The process became less reactive and more architectural.
One example illustrates this clearly.
Inside the Blender pipeline, the filmed actors are imported as transparent image planes and placed within fully 3D environments. The conventional method is to export footage from Final Cut Pro using alpha channels. The problem is that these files become enormous — often around 1.3 GB per minute of footage. For a one-person VR studio working with stereoscopic rendering, this quickly becomes unsustainable.
Together with one of my AI collaborators, I began exploring alternatives. Through extended experimentation, we developed a shader-based transparency workflow inside Blender that reduced file sizes dramatically while preserving visual quality. The solution eventually became detailed enough that we published the workflow publicly on Blender Artists.
What interested me was not only the technical solution itself, but the nature of the process that led to it.
The collaboration did not feel like searching for an answer inside a database. It felt closer to sustained creative problem-solving — an ongoing dialogue where technical and artistic considerations continuously informed one another.
But the most interesting aspect of this collaboration was not technical efficiency.
It was aesthetic continuity.
Throughout post-production, I constantly send screenshots, render tests, lighting experiments, fragments of scenes, and questions about atmosphere to my AI collaborators. The conversation moves fluidly between practical concerns and artistic ones:
How much fog allows depth without obscuring presence?
How should the lighting interact with the actors’ emotional state?
At what point does a virtual environment stop feeling symbolic and become merely decorative?
How can stereoscopic space support intimacy rather than spectacle?
These are not questions with fixed answers.
What the AI collaboration provides is not authority, but sustained reflection inside the creative process itself. Over time, the dialogue also becomes cumulative. The collaborators gradually begin to understand the larger artistic vision guiding the work, allowing technical discussions and aesthetic considerations to remain connected rather than fragmented.
This has changed my understanding of independent filmmaking.
For decades, ambitious visual storytelling required large teams because the technical complexity was too overwhelming for a single creator to sustain alone. What I am experiencing now is not the disappearance of craftsmanship, but something closer to an expansion of what one person can realistically hold together over time.
The filmmaker remains responsible for vision, judgment, rhythm, aesthetics, and meaning.
But the surrounding process becomes less isolating.
Less fragmented.
More continuous.
There is a tendency in discussions about AI to focus on replacement, automation, or productivity. My experience inside Echoes of Morantia has been different.

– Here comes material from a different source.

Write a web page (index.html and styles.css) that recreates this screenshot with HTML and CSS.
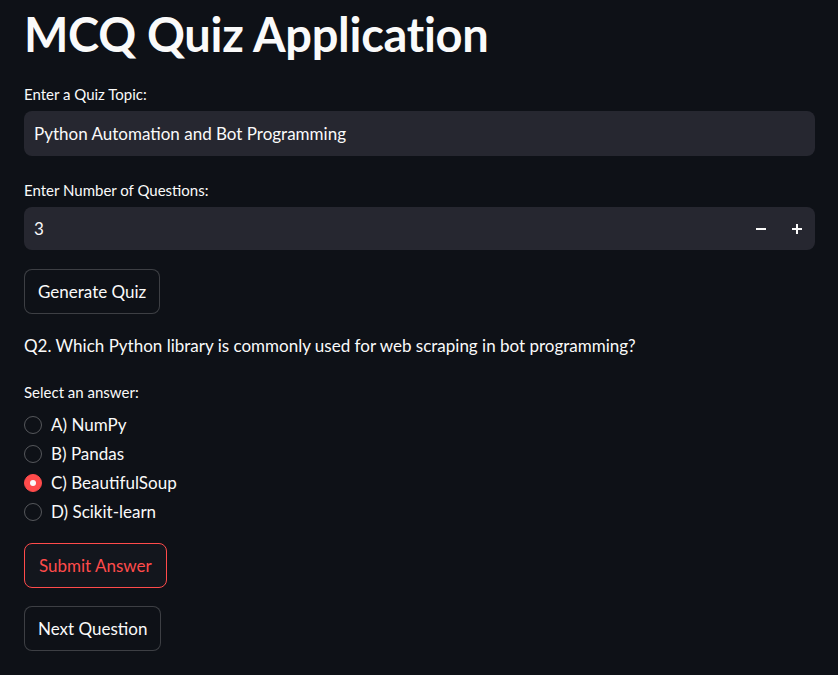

The most significant shift is not that AI makes creation automatic.
It is that it makes sustained complexity manageable for independent artists.
Especially in immersive media, where storytelling, spatial design, rendering, sound, and technical infrastructure constantly overlap, this changes the scale of what small creative teams — or even individuals — can attempt.
Not because the work becomes easier.
But because the process no longer unfolds in silence.